Beef Liver and Onions

“This recipe will turn liver haters into converts. Very simple! The three things that will set your liver above all others are: 1) soak in milk, 2)turn liver as little as possible and 3) don’t overcook!”
I can barely force liver down usually and it’s the only food I’ve ever found my husband won’t eat. Pregnant, on a strict budget and told by my midwife I had to eat liver once a week, I despaired. I cannot thank you enough for this recipe! I actually enjoyed it, got my husband to try it and marked liver off the list as the only food he won’t eat! You’re a miracle worker! I only had time to soak the liver for about thirty minutes this time, so I can’t wait to try it next time, when I’ll soak it all day first. Man, thank you!!!

I loved liver and onions before this recipe,now I love it even more! Thank you so much for this recipe.I make it often,and have made non-liver-eaters fans for life! Thanks again!

This recipe is ABSOLUTLY wonderful !!! The sugar takes away the bitterness of the liver. You would have to have ZERO tastebuds to say this is a bad recipe or just not like liver !! Will make again !
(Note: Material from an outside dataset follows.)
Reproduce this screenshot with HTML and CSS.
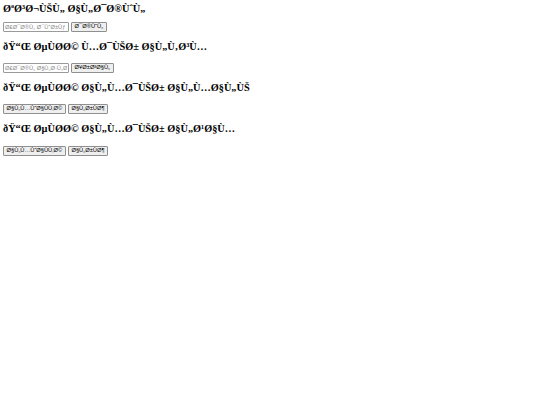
FILE: index.html
```html
<!DOCTYPE html>
<html lang="ar">
<head>
<meta charset="utf-8">
<title>Ø§Ù„Ù†Ø¸Ø§Ù…</title>
<link rel="stylesheet" href="styles.css">
</head>
<body>
<main class="page">
  <section class="block block-first">
    <h2 class="title">ØªØ³Ø¬ÙŠÙ„ Ø§Ù„Ø¯Ø®ÙˆÙ„</h2>
    <div class="row">
      <input class="field" type="text" placeholder="Ø£Ø¯Ø®Ù„ Ø¯ÙˆØ±Ùƒ (Ù…Ø¯ÙŠØ± Ù‚Ø³Ù…)">
      <button class="btn" type="button">Ø¯Ø®ÙˆÙ„</button>
    </div>
  </section>
  <section class="block">
    <h2 class="title">ðŸ“Œ ØµÙØ&shy;Ø© Ù…Ø¯ÙŠØ± Ø§Ù„Ù‚Ø³Ù…</h2>
    <div class="row">
      <input class="field" type="text" placeholder="Ø£Ø¯Ø®Ù„ Ø§Ù„Ø·Ù„Ø¨">
      <button class="btn" type="button">Ø¥Ø±Ø³Ø§Ù„</button>
    </div>
  </section>
  <section class="block">
    <h2 class="title">ðŸ“Œ ØµÙØ&shy;Ø© Ø§Ù„Ù…Ø¯ÙŠØ± Ø§Ù„Ù…Ø§Ù„ÙŠ</h2>
    <div class="row">
      <button class="btn" type="button">Ø§Ù„Ù…ÙˆØ§ÙÙ‚Ø©</button>
      <button class="btn" type="button">Ø§Ù„Ø±ÙØ¶</button>
    </div>
  </section>
  <section class="block block-last">
    <h2 class="title">ðŸ“Œ ØµÙØ&shy;Ø© Ø§Ù„Ù…Ø¯ÙŠØ± Ø§Ù„Ø¹Ø§Ù…</h2>
    <div class="row">
      <button class="btn" type="button">Ø§Ù„Ù…ÙˆØ§ÙÙ‚Ø©</button>
      <button class="btn" type="button">Ø§Ù„Ø±ÙØ¶</button>
    </div>
  </section>
</main>
</body>
</html>
```
FILE: styles.css
```css
html, body {
  margin: 0;
  padding: 0;
  background: #ffffff;
}
body {
  font-family: "Liberation Serif", "DejaVu Serif", serif;
  color: #000000;
}
.page {
  padding: 3px 3px;
  display: flex;
  flex-direction: column;
}
.block {
  display: flex;
  flex-direction: column;
  margin-bottom: 9px;
}
.title {
  margin: 0 0 10px 0;
  font-size: 10.3px;
  line-height: 12px;
  font-weight: bold;
  white-space: nowrap;
}
.block-first .title {
  margin-bottom: 7px;
}
.block-last .title {
  margin-bottom: 11px;
}
.row {
  display: flex;
  align-items: center;
  gap: 2px;
  height: 10px;
}
.field {
  box-sizing: border-box;
  width: 66px;
  height: 10px;
  margin: 0;
  padding: 0 1px;
  border: 1px solid #9a9a9a;
  border-radius: 1px;
  background: #ffffff;
  font-family: "Liberation Sans", Arial, sans-serif;
  font-size: 5.75px;
  color: #000000;
  outline: none;
}
.field::placeholder {
  color: #8a8a8a;
}
.btn {
  box-sizing: border-box;
  height: 10px;
  margin: 0;
  padding: 0 2.6px;
  border: 1px solid #8f8f8f;
  border-radius: 1px;
  background: #efefef;
  font-family: "Liberation Sans", Arial, sans-serif;
  font-size: 5.75px;
  line-height: 1;
  color: #000000;
  white-space: nowrap;
}
```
Wow, this is SO good…never would have thunk it! The 2 keys to this meal are to use real butter, and don’t forgo the sugar. I used 2 onions and doubled the sugar, but it was just a tad too sweet; would use 3 tsp next time. My kids weren’t terribly impressed however. When I remarked that I thought that this was exceptionally good liver and onions, my son replied, “Yes, it is exceptionally good liver and onions. But it still tastes awful, because it’s liver and onions!” Oh well, you can’t win ’em all. 😉

mmmmm, this liver & onions recipe is simply delicious! i also crumbled 4 slices of crisp fried slab bacon into the caramelized onions for extra flavor. many thanks, lola!


  • 1/4 cup flour
  • 1 lb beef liver
  • 1/4-1/2 cup butter
  • 1/2 teaspoon salt
  • 1/8 teaspoon pepper
  • oil, to taste
  • 1 -2 tablespoon fresh sage, minced
  • 2 cups thinly sliced onions
  • 1/2 cup beef stock
  • 1 tablespoon minced Italian parsley
  • 1/4 cup dry white wine


Combine flour, salt and pepper in bag.
Slice the liver into 1/2 inch strips and shake in bag of seasonings to coat.
Set aside.
Heat skillet with 2-3 tablespoons of butter and a dash of oil.
Saute the onions on medium heat until tender and glossy.
Transfer to side dish and sprinkle with sage, salt and pepper.
Return skillet to high heat, add 3-4 tablespoons butter and dash of oil.
Add liver and sear five mins until brown.
Inside meat should be slightly pink.
Return onions to pan til heated.
Remove liver and onions from pan and plate.
Use stock and wine to deglaze pan and reduce liquid til you have a thickened sauce.
Pour over liver and onions, sprinkle with parsley and serve.